Tuesday, June 15, 2010

:: walls fall down ::

If ever I could be thankful for information withheld from me, somehow I am. Allow me to explain.

I cried out that evening: Avi met, "My father has died!", and immediately began to make phone calls, first to those who needed to know and those who knew only me and not my father but who journey alongside me day-to-day here in Columbus. Uttering only a few words to each person on the other line, Avi met is all I could say, and most friends on the other end of the line were speechless. I can't blame them; life was so normal one hour prior to my phone call, for me and for them.

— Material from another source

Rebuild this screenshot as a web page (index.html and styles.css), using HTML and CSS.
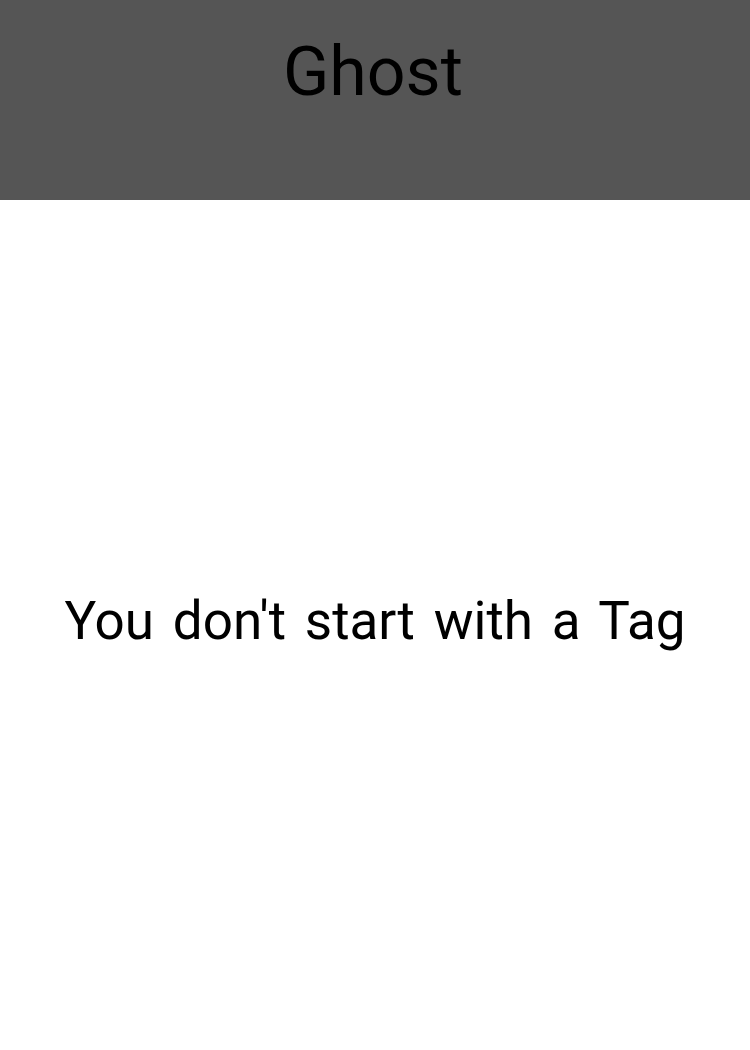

I think the normalcy of the hours prior to those hours of hell, the suddenness of it all, made for the shock to settle in immediately. And so it did, and I believed immediately that I could "get through this."

Several people did share that information with me in the first days, although not in its fullness.

Honestly, I didn't understand what they were talking about, these words about life getting harder when we'd return home to Columbus. I figured it had to be the truth, but couldn't grasp how "difficult" would take on a whole new meaning; how even a dramatic word like "devastating" can't depict how awful death really is.

I find myself there now, three months later, camped out and searching for words to share about the rawness of grief. I'm a writer, you see, and I should have eloquent words! But there are none, and Hallmark-ing death doesn't feel good anyway.

The walls are falling down now.

Yet somehow I'm safe in the arms of Jesus, even as I throw my arms in the air and honestly believe that God has abandoned me.

And so as I bolt past Father's Day cards this week and recycle the weekly flyers advertising "the best gifts for the best dad", I'm thankful that on March 14, I couldn't handle this pain, but was given grace for each moment...and kept walking.

This week, I will keep walking, simply believing that God loves me and cares. On March 13 those words would have seemed simple and trite; now I must cling to them.